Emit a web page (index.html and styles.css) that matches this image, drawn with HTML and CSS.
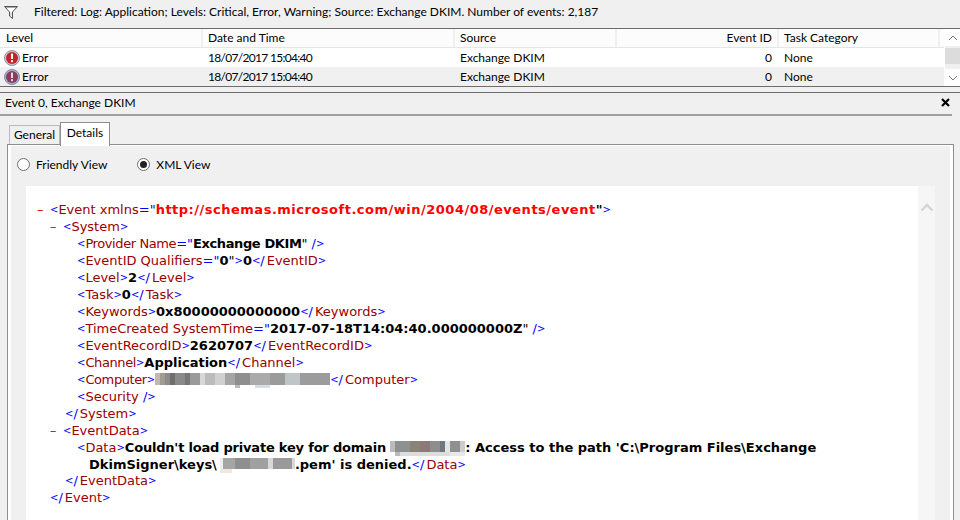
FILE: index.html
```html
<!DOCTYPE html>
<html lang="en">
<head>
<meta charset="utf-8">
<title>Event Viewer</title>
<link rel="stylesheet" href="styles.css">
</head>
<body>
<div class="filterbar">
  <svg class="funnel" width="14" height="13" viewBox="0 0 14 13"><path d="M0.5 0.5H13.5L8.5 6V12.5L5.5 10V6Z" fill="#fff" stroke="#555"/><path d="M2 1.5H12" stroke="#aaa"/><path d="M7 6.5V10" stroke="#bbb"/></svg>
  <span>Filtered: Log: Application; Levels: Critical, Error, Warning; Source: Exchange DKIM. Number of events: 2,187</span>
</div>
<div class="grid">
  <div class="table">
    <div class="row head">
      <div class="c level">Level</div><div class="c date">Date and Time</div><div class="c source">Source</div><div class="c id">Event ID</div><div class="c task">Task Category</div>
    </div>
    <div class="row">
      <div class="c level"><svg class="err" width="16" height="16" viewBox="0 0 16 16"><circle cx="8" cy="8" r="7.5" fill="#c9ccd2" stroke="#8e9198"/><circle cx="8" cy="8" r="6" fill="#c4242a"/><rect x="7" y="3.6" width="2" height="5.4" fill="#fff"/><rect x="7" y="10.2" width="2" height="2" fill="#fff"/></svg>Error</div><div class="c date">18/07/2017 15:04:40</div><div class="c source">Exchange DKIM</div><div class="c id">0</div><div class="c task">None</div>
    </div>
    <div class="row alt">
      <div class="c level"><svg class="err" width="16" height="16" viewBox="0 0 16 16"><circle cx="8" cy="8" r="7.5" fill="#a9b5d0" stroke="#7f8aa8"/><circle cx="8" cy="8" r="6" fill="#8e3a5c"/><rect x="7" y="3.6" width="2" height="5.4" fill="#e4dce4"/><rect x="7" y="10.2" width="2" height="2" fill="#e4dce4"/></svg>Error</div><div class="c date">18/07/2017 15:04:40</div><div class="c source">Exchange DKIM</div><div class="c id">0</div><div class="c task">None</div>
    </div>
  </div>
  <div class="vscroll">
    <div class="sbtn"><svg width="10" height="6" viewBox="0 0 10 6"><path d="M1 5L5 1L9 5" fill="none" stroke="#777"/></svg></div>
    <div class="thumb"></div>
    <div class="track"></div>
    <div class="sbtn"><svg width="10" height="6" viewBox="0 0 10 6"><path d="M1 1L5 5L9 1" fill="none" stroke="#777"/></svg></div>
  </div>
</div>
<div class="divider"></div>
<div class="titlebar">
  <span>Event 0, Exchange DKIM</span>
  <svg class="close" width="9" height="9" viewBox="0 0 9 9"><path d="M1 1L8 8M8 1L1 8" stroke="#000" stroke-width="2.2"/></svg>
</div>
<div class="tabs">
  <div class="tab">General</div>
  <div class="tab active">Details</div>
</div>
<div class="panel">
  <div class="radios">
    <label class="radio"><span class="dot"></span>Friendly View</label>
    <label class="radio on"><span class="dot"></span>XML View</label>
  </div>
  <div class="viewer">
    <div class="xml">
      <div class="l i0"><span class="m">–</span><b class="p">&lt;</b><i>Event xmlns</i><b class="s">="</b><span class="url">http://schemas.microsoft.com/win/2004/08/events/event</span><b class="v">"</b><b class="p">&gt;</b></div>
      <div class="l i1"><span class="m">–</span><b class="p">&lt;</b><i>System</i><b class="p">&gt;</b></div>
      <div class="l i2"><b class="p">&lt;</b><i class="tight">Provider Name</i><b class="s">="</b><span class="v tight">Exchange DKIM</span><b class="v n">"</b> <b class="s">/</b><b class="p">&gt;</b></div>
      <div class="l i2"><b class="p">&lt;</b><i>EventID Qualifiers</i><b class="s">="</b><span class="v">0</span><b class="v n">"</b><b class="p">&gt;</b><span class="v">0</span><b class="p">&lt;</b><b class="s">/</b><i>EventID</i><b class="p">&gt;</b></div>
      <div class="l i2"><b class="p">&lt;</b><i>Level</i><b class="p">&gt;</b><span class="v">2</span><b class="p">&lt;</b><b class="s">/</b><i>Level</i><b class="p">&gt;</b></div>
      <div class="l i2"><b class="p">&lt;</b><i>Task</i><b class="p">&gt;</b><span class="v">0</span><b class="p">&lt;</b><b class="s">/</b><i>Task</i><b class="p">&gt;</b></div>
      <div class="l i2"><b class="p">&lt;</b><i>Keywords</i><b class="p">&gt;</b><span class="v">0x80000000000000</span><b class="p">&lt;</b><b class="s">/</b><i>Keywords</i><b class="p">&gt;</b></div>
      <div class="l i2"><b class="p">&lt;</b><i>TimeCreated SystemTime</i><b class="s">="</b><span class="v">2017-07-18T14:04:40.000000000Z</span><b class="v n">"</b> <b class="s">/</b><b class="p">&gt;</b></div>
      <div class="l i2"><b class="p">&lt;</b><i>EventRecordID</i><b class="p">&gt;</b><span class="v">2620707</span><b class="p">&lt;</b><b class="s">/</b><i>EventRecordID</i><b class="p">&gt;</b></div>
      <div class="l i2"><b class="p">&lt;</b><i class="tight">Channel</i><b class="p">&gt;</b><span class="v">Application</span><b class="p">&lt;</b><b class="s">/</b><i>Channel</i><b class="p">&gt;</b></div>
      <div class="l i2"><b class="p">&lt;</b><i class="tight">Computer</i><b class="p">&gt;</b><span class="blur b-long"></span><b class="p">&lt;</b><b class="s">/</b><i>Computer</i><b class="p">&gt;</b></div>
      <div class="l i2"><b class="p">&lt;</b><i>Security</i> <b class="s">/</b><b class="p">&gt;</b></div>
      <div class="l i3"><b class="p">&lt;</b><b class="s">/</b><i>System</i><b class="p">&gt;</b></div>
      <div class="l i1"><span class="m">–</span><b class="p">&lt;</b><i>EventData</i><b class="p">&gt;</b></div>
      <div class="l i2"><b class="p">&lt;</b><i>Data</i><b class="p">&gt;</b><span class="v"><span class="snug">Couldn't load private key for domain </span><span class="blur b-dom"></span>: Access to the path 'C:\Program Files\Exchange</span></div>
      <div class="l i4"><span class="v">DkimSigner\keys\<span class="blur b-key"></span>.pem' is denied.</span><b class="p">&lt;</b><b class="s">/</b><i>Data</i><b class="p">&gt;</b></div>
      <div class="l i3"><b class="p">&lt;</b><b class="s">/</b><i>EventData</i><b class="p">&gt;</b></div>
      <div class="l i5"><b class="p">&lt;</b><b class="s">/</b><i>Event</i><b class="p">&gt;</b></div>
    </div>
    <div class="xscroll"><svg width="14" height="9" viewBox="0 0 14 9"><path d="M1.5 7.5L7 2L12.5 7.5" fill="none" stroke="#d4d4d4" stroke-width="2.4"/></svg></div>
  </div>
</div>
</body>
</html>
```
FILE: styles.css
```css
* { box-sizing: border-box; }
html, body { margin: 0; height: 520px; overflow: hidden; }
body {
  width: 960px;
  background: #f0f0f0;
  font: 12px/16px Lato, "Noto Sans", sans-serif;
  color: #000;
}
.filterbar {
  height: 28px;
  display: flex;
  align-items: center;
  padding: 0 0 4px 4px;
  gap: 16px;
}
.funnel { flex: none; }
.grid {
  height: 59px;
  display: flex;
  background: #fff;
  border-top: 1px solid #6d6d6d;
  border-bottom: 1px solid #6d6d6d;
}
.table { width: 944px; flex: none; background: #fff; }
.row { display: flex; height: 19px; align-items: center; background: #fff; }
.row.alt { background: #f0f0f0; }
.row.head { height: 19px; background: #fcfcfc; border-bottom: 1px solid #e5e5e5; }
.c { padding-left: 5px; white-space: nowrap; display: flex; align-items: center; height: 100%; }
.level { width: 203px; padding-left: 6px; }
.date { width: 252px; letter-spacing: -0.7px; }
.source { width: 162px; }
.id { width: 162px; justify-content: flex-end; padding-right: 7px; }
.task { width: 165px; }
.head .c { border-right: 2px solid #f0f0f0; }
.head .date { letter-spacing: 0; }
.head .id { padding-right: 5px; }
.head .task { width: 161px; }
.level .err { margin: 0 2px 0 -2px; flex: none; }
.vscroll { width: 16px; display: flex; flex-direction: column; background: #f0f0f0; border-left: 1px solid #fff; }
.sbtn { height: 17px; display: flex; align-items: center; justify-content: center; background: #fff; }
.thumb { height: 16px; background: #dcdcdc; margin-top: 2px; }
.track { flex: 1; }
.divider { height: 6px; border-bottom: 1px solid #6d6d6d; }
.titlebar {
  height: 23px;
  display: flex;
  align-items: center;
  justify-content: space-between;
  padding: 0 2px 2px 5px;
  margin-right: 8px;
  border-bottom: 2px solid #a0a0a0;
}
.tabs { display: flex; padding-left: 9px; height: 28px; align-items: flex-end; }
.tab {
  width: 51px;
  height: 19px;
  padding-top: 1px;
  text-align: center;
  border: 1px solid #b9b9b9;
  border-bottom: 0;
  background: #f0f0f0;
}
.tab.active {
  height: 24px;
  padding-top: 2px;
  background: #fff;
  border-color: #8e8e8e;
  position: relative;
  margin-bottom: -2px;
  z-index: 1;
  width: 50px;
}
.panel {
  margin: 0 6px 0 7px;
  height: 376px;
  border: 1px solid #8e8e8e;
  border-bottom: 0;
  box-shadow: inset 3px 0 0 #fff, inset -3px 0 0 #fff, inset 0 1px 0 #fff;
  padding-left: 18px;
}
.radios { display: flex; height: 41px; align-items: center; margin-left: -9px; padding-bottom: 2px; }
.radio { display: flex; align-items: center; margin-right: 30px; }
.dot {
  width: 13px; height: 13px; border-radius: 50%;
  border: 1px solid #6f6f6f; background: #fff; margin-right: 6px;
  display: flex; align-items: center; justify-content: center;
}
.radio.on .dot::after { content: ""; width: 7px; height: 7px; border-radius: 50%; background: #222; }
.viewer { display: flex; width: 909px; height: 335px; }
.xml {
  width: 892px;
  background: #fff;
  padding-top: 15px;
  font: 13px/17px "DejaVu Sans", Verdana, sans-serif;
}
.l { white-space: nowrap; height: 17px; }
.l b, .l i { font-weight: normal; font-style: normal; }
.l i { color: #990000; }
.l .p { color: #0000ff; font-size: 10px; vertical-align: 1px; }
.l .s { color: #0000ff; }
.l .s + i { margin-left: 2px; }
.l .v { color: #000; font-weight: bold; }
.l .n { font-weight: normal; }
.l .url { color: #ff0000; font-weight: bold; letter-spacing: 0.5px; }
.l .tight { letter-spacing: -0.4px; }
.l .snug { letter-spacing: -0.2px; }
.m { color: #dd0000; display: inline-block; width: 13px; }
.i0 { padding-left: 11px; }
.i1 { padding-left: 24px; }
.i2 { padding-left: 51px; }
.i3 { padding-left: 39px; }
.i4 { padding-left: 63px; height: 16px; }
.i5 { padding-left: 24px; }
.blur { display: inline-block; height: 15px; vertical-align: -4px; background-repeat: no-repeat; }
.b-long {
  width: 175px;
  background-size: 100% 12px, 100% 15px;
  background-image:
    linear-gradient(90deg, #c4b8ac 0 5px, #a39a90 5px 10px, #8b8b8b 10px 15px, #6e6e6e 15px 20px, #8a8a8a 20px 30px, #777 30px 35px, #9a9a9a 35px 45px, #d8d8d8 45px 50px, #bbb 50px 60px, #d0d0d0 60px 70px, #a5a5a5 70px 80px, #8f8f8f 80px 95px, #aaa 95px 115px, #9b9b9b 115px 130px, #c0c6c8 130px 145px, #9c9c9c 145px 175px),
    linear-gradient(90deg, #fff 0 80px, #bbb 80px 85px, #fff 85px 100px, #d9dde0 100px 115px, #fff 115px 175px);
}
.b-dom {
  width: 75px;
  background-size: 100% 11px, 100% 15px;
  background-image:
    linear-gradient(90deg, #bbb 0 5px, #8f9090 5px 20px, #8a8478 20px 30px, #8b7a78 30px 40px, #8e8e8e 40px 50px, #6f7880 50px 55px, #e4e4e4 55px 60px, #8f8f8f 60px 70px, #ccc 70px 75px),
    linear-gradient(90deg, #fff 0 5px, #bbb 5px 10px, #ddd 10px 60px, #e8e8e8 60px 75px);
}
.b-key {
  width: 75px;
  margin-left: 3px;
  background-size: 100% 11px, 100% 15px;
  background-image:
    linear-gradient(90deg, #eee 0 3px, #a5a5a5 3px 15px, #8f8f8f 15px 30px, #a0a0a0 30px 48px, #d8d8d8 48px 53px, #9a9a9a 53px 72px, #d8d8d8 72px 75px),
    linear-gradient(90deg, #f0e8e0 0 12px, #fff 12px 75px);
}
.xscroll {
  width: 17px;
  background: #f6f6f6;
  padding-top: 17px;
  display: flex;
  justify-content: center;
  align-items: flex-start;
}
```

*-*-*

#### Problem description
Using the listing above, show every line that includes the string "styles".

#### Final result
Emit a web page (index.html and styles.css) that matches this image, drawn with HTML and CSS.
<link rel="stylesheet" href="styles.css">
FILE: styles.css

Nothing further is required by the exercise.